Suicide

August 13, 2014


I hate the thought of it, I hate the word, I hate what it means.

You think suicide will solve your problems? You are just being SO SO SO selfish.

What happens when you die? Nobody actually gets over your death. You think that eventually everyone will forget that you ever existed but no. It never really gets better. We just get numbed as time passes by. We just learn to accept the fact that you are gone but that doesn't mean that we stop being sad.

Nobody ever stops missing you. We get hurt every time we think of you. We try our best to keep you in our memory forever, we hold on to whatever we have left of you. But overtime, memory fades. We start forgetting how you felt like, the smell of you on your things start fading, we eventually stop remembering how you sounded like.

We forget old memories as new ones are being created everyday. It makes us guilty. We shouldn't forget anything about you. This isn't right. But it slips our mind no matter how hard we try, because we are only human and we don't have super memory.

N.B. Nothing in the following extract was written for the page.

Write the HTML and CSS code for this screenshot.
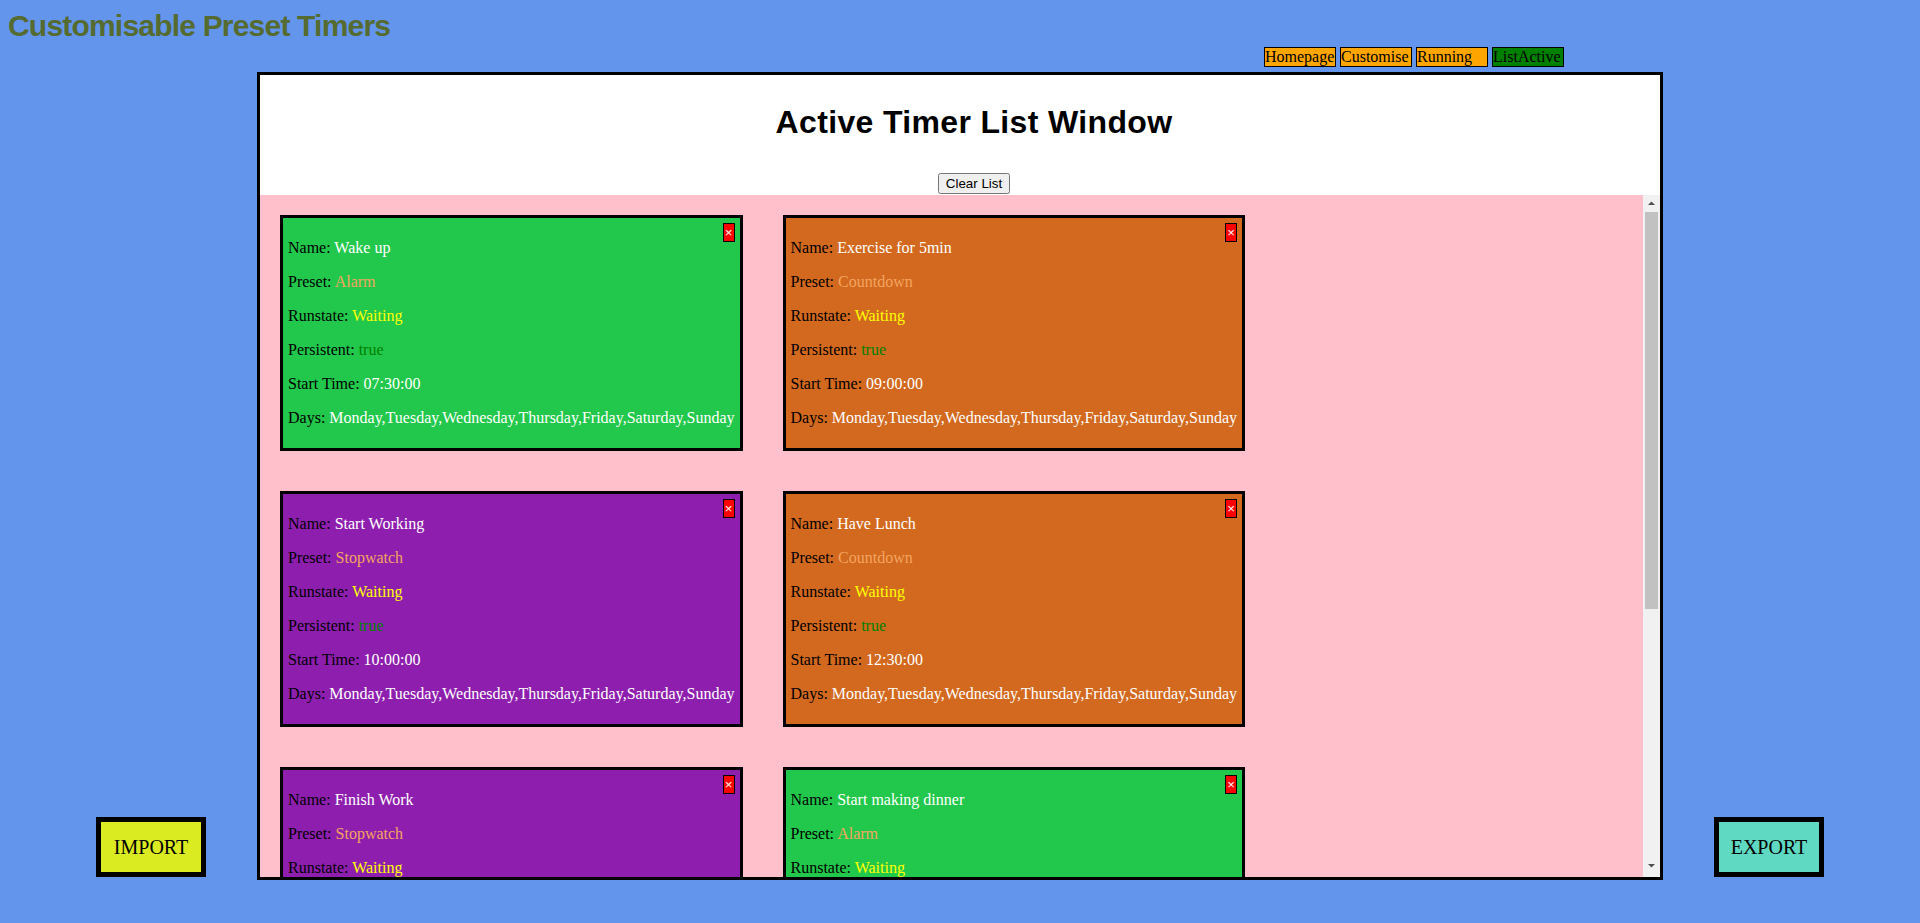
FILE: index.html
```html
<!DOCTYPE html>
<html lang="en">
<head>
<meta charset="utf-8">
<title>Customisable Preset Timers</title>
<link rel="stylesheet" href="styles.css">
</head>
<body>
<h1 class="site-title">Customisable Preset Timers</h1>
<nav class="nav">
  <button class="nav-btn">Homepage</button>
  <button class="nav-btn">Customise</button>
  <button class="nav-btn">Running</button>
  <button class="nav-btn nav-active">ListActive</button>
</nav>
<main class="stage">
  <button class="io-btn import">IMPORT</button>
  <section class="window">
    <header class="window-head">
      <h2 class="window-title">Active Timer List Window</h2>
      <button class="clear-btn">Clear List</button>
    </header>
    <div class="list-area">
      <div class="list">
        <div class="card green">
          <button class="close">×</button>
          <p>Name: <span class="v-name">Wake up</span></p>
          <p>Preset: <span class="v-preset">Alarm</span></p>
          <p>Runstate: <span class="v-run">Waiting</span></p>
          <p>Persistent: <span class="v-pers">true</span></p>
          <p>Start Time: <span class="v-time">07:30:00</span></p>
          <p>Days: <span class="v-days">Monday,Tuesday,Wednesday,Thursday,Friday,Saturday,Sunday</span></p>
        </div>
        <div class="card orange">
          <button class="close">×</button>
          <p>Name: <span class="v-name">Exercise for 5min</span></p>
          <p>Preset: <span class="v-preset">Countdown</span></p>
          <p>Runstate: <span class="v-run">Waiting</span></p>
          <p>Persistent: <span class="v-pers">true</span></p>
          <p>Start Time: <span class="v-time">09:00:00</span></p>
          <p>Days: <span class="v-days">Monday,Tuesday,Wednesday,Thursday,Friday,Saturday,Sunday</span></p>
        </div>
        <div class="card purple">
          <button class="close">×</button>
          <p>Name: <span class="v-name">Start Working</span></p>
          <p>Preset: <span class="v-preset">Stopwatch</span></p>
          <p>Runstate: <span class="v-run">Waiting</span></p>
          <p>Persistent: <span class="v-pers">true</span></p>
          <p>Start Time: <span class="v-time">10:00:00</span></p>
          <p>Days: <span class="v-days">Monday,Tuesday,Wednesday,Thursday,Friday,Saturday,Sunday</span></p>
        </div>
        <div class="card orange">
          <button class="close">×</button>
          <p>Name: <span class="v-name">Have Lunch</span></p>
          <p>Preset: <span class="v-preset">Countdown</span></p>
          <p>Runstate: <span class="v-run">Waiting</span></p>
          <p>Persistent: <span class="v-pers">true</span></p>
          <p>Start Time: <span class="v-time">12:30:00</span></p>
          <p>Days: <span class="v-days">Monday,Tuesday,Wednesday,Thursday,Friday,Saturday,Sunday</span></p>
        </div>
        <div class="card purple">
          <button class="close">×</button>
          <p>Name: <span class="v-name">Finish Work</span></p>
          <p>Preset: <span class="v-preset">Stopwatch</span></p>
          <p>Runstate: <span class="v-run">Waiting</span></p>
          <p>Persistent: <span class="v-pers">true</span></p>
          <p>Start Time: <span class="v-time">17:00:00</span></p>
          <p>Days: <span class="v-days">Monday,Tuesday,Wednesday,Thursday,Friday,Saturday,Sunday</span></p>
        </div>
        <div class="card green">
          <button class="close">×</button>
          <p>Name: <span class="v-name">Start making dinner</span></p>
          <p>Preset: <span class="v-preset">Alarm</span></p>
          <p>Runstate: <span class="v-run">Waiting</span></p>
          <p>Persistent: <span class="v-pers">true</span></p>
          <p>Start Time: <span class="v-time">18:00:00</span></p>
          <p>Days: <span class="v-days">Monday,Tuesday,Wednesday,Thursday,Friday,Saturday,Sunday</span></p>
        </div>
        <div class="card orange">
          <button class="close">×</button>
          <p>Name: <span class="v-name">Cook pasta</span></p>
          <p>Preset: <span class="v-preset">Countdown</span></p>
          <p>Runstate: <span class="v-run">Waiting</span></p>
          <p>Persistent: <span class="v-pers">true</span></p>
          <p>Start Time: <span class="v-time">18:30:00</span></p>
          <p>Days: <span class="v-days">Monday,Tuesday,Wednesday,Thursday,Friday,Saturday,Sunday</span></p>
        </div>
        <div class="card green">
          <button class="close">×</button>
          <p>Name: <span class="v-name">Go to bed</span></p>
          <p>Preset: <span class="v-preset">Alarm</span></p>
          <p>Runstate: <span class="v-run">Waiting</span></p>
          <p>Persistent: <span class="v-pers">true</span></p>
          <p>Start Time: <span class="v-time">22:30:00</span></p>
          <p>Days: <span class="v-days">Monday,Tuesday,Wednesday,Thursday,Friday,Saturday,Sunday</span></p>
        </div>
      </div>
      <div class="scrollbar" aria-hidden="true">
        <div class="sb-btn">
          <svg width="17" height="17" viewBox="0 0 17 17"><polygon points="5,10 8.5,6.5 12,10" fill="#505050"/></svg>
        </div>
        <div class="sb-track"><div class="sb-thumb"></div></div>
        <div class="sb-btn">
          <svg width="17" height="17" viewBox="0 0 17 17"><polygon points="5,4 12,4 8.5,7.5" fill="#505050"/></svg>
        </div>
      </div>
    </div>
  </section>
  <button class="io-btn export">EXPORT</button>
</main>
</body>
</html>
```

FILE: styles.css
```css
body {
  margin: 8px;
  background: #6495ed;
  font-family: "Liberation Serif", "Times New Roman", serif;
}

.site-title {
  margin: 0;
  font: bold 30px/35px "Liberation Sans", Arial, sans-serif;
  letter-spacing: -0.8px;
  color: #556b2f;
}

.nav {
  display: flex;
  gap: 4px;
  margin-top: 4px;
  padding-left: 1256px;
}

.nav-btn {
  width: 72px;
  height: 20px;
  box-sizing: border-box;
  padding: 0;
  border: 1px solid #000;
  background: #ffa500;
  color: #000;
  font: 16px/18px "Liberation Serif", "Times New Roman", serif;
  text-align: left;
}

.nav-active {
  background: #008000;
}

.stage {
  display: flex;
  justify-content: space-between;
  align-items: flex-end;
  margin-top: 5px;
  padding: 0 88px;
}

.io-btn {
  width: 110px;
  height: 60px;
  box-sizing: border-box;
  margin-bottom: 3px;
  padding: 0;
  border: 5px solid #000;
  color: #000;
  font: 20px "Liberation Serif", "Times New Roman", serif;
}

.import {
  background: #dbeb22;
}

.export {
  background: #5fd9c2;
}

.window {
  width: 1400px;
  height: 802px;
  border: 3px solid #000;
  background: #fff;
  display: flex;
  flex-direction: column;
}

.window-head {
  padding: 29px 0 1px 28px;
  text-align: center;
}

.window-title {
  margin: 0 0 32px;
  font: bold 32px/37px "Liberation Sans", Arial, sans-serif;
  letter-spacing: 0.35px;
  color: #000;
}

.clear-btn {
  display: block;
  margin: 0 auto;
  font: 13.333px "Liberation Sans", Arial, sans-serif;
}

.list-area {
  flex: 1;
  min-height: 0;
  display: flex;
}

.list {
  flex: 1;
  min-width: 0;
  overflow-y: auto;
  scrollbar-width: none;
  background: #ffc0cb;
  display: flex;
  flex-wrap: wrap;
  align-content: flex-start;
}

.scrollbar {
  width: 17px;
  flex: none;
  display: flex;
  flex-direction: column;
  background: #f1f1f1;
}

.sb-btn {
  height: 17px;
  flex: none;
}

.sb-btn svg {
  display: block;
}

.sb-track {
  flex: 1;
}

.sb-thumb {
  height: 397px;
  margin: 0 2px;
  background: #c1c1c1;
}

.card {
  margin: 20px;
  padding: 5px;
  border: 3px solid #000;
  color: #000;
}

.card p {
  margin: 16px 0;
  font-size: 16px;
  line-height: 18px;
}

.close {
  float: right;
  padding: 1px;
  border: 1px solid #000;
  background: #ff0000;
  color: #fff;
  font: 13.333px "Liberation Sans", Arial, sans-serif;
}

.green { background: #22c84b; }
.orange { background: #d2691e; }
.purple { background: #8e1fae; }

.v-name, .v-time, .v-days { color: #fff; }
.v-preset { color: #f4a460; }
.v-run { color: #ffff00; }
.v-pers { color: #008000; }
```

Is this what you want the people you love to go through? Think of your parents - think of them blaming themselves for the rest of their lives. Think of your friends - think of them wondering why have they not noticed the signs earlier? Think of the things you love, think of all the people in the world who loves you.

You have a problem? You admit it and then solve it. You have suicidal thoughts? You seek help. You need a listening ear? Talk to people who care - there are so many of them out there. Even me.

I may be the biggest bitch sometimes but I fucking care.

To you who's reading this, I may or may not know you personally but I care about you. I don't want to see another life go to waste because I know you have way too much ahead of you to just let it all go like that. No matter how helpless you are now, know that nothing lasts forever. I will talk to you if you need me to.

You have so much ahead of you. You shouldn't be feeling this way. I have been there before and I made it out. I know how it feels like to face the world without a gleam of hope. I know how it feels like going to sleep hoping that tomorrow will be better but better seems to never come. I know how it feels like to hate yourself. I know how it feels like to wake up every morning thinking that you are a burden to everyone. I know what it feels like to feel lost, empty, helpless and useless. I know, and I understand.

For two years, I fought the demons inside of me. Even till now, on some nights, I struggle to not let them win.

But if I can do it, you can too

Escape is not an answer.
It will never be. 

P.S. I hate it when people over-glorify suicide. You think it's funny telling everyone you want to kill yourself? Admit it, you don't want to kill yourself - you want attention. And you are snatching attention away from those who really need them.

So please, stop being so insensitive. Stop using the word so lightly.

Those who are truly depressed will never scream that they are and it's often too late when people finally realise.